Beyond that: only 26% say their CDP meets most of their current needs, 35% say it’s meeting some of their current needs and 28% say it doesn’t meet any of their current needs. And perhaps most damning, 45% report it has underperformed against business expectations.
What CDPs do. The aim of CDPs is to help marketers manage the huge amount of customer data generated by many organizations. In addition to centralizing the data, they are supposed to enhance it by identifying customers and assembling customer profiles. They are a relatively recent addition to martech stacks: 85% of CDP implementations are three years old at most, and 43% are within the last year.
Read next: What is a CDP and how does it give marketers the coveted ‘single view’ of their customers?
What’s not working. Close to half of survey respondents expect CDPs to handle personalization, campaign execution across channels, and data activation. Unfortunately, these are the very things they’re not doing well. Here’s how many owners say they’re “mostly satisfied” with some core functions:
- Customer segmentation: 29%
- Customer profile assembly: 25%
- Integration with campaign endpoints: 24%
- Personalization: 22%
Additionally, 46% report their systems having challenges with data analysis, reporting (45%), and data centralization (34%).
Vendors aren’t helping. As bad as all that is, the dissatisfaction with vendors is even worse. More than half (52%) are unhappy with the technical support they receive, while 31% say the same about the customer support overall.

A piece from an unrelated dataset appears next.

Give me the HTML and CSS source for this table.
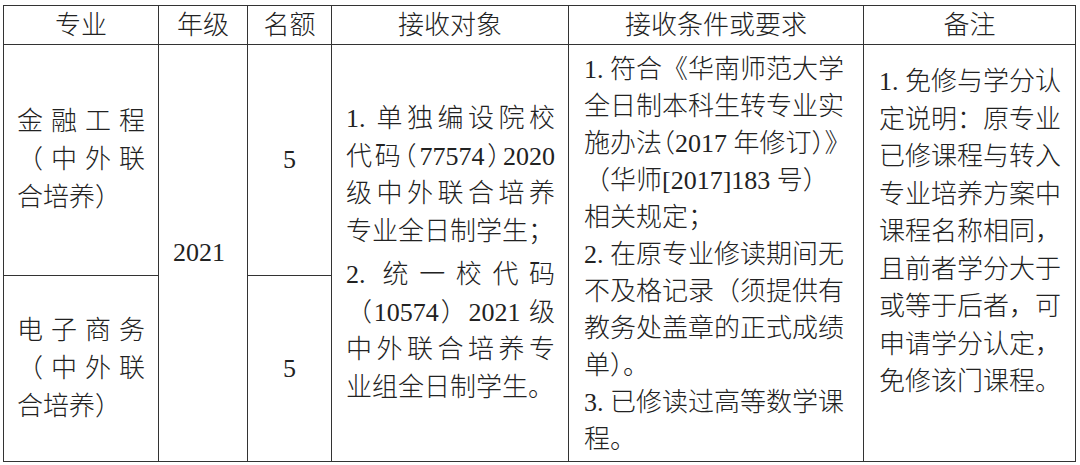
FILE: index.html
```html
<!DOCTYPE html>
<html lang="zh-CN">
<head>
<meta charset="utf-8">
<title>转专业接收表</title>
<link rel="stylesheet" href="styles.css">
</head>
<body>
<div class="table">
  <div class="cell head">专业</div>
  <div class="cell head">年级</div>
  <div class="cell head">名额</div>
  <div class="cell head">接收对象</div>
  <div class="cell head">接收条件或要求</div>
  <div class="cell head">备注</div>

  <div class="cell major major-1">
    <span class="ln j">金融工程</span>
    <span class="ln j">（中外联</span>
    <span class="ln">合培养）</span>
  </div>
  <div class="cell year">2021</div>
  <div class="cell quota quota-1">5</div>

  <div class="cell target">
    <div class="para">
      <span class="ln j">1. 单独编设院校</span>
      <span class="ln j">代码<span class="h">（</span>77574<span class="h">）</span>2020</span>
      <span class="ln j">级中外联合培养</span>
      <span class="ln">专业全日制学生；</span>
    </div>
    <div class="para">
      <span class="ln j">2. 统一校代码</span>
      <span class="ln j">（10574）2021 级</span>
      <span class="ln j">中外联合培养专</span>
      <span class="ln">业组全日制学生。</span>
    </div>
  </div>

  <div class="cell cond">
    <div class="para">
      <span class="ln">1. 符合《华南师范大学</span>
      <span class="ln">全日制本科生转专业实</span>
      <span class="ln">施办法<span class="h">（</span>2017 年修订<span class="h">）</span>》</span>
      <span class="ln">（华师[2017]183 号）</span>
      <span class="ln">相关规定；</span>
    </div>
    <div class="para">
      <span class="ln">2. 在原专业修读期间无</span>
      <span class="ln">不及格记录（须提供有</span>
      <span class="ln">教务处盖章的正式成绩</span>
      <span class="ln">单）。</span>
    </div>
    <div class="para">
      <span class="ln">3. 已修读过高等数学课</span>
      <span class="ln">程。</span>
    </div>
  </div>

  <div class="cell note">
    <span class="ln">1. 免修与学分认</span>
    <span class="ln">定说明：原专业</span>
    <span class="ln">已修课程与转入</span>
    <span class="ln">专业培养方案中</span>
    <span class="ln">课程名称相同，</span>
    <span class="ln">且前者学分大于</span>
    <span class="ln">或等于后者，可</span>
    <span class="ln">申请学分认定，</span>
    <span class="ln">免修该门课程。</span>
  </div>

  <div class="cell major major-2">
    <span class="ln j">电子商务</span>
    <span class="ln j">（中外联</span>
    <span class="ln">合培养）</span>
  </div>
  <div class="cell quota quota-2">5</div>
</div>
</body>
</html>
```

FILE: styles.css
```css
html, body {
  margin: 0;
  padding: 0;
  background: #ffffff;
}

body {
  padding: 5px 0 0 3px;
  font-family: "Liberation Serif", "Noto Sans CJK SC", serif;
  font-size: 26px;
  font-weight: 300;
  color: #222222;
}

.table {
  display: grid;
  grid-template-columns: 155px 89px 84px 237px 295px 212px;
  grid-template-rows: 39px 231px 186px;
  width: max-content;
  border-top: 1px solid #333333;
  border-left: 1px solid #333333;
}

.cell {
  box-sizing: border-box;
  border-right: 1px solid #333333;
  border-bottom: 1px solid #333333;
}

.head {
  display: flex;
  align-items: center;
  justify-content: center;
  line-height: 1;
  padding-top: 1px;
}

.ln {
  display: block;
  white-space: nowrap;
}

.j {
  text-align: justify;
  text-align-last: justify;
}

.h {
  font-feature-settings: "halt" 1;
}

/* 专业 */
.major {
  display: flex;
  flex-direction: column;
  justify-content: center;
  padding: 0 13px;
  line-height: 38px;
}
.major-1 { grid-column: 1; grid-row: 2; }
.major-2 { grid-column: 1; grid-row: 3; }

/* 年级 */
.year {
  grid-column: 2;
  grid-row: 2 / 4;
  display: flex;
  align-items: center;
  justify-content: center;
  padding-right: 8px;
}

/* 名额 */
.quota {
  display: flex;
  align-items: center;
  justify-content: center;
}
.quota-1 { grid-column: 3; grid-row: 2; }
.quota-2 { grid-column: 3; grid-row: 3; }

/* 接收对象 */
.target {
  grid-column: 4;
  grid-row: 2 / 4;
  display: flex;
  flex-direction: column;
  justify-content: center;
  gap: 6px;
  padding: 0 13px 0 14px;
  line-height: 37.5px;
}

/* 接收条件或要求 */
.cond {
  grid-column: 5;
  grid-row: 2 / 4;
  padding: 6px 14px 0 15px;
  line-height: 37px;
}

/* 备注 */
.note {
  grid-column: 6;
  grid-row: 2 / 4;
  padding: 18px 14px 0 15px;
  line-height: 37.5px;
}
```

Why we care. There is clearly an opportunity for vendors here. First one to provide a CDP that lives up to its promise wins. That is a technical challenge which will clearly take a lot of time, expertise and ingenuity to meet. Customer and technical support, on the other hand, can be worked on now. One place to start may be on the sales side, where there can be a big gap between what’s in the pitch and what’s in the product. You’ll stand out from the competition if they’re all overpromising and underperforming.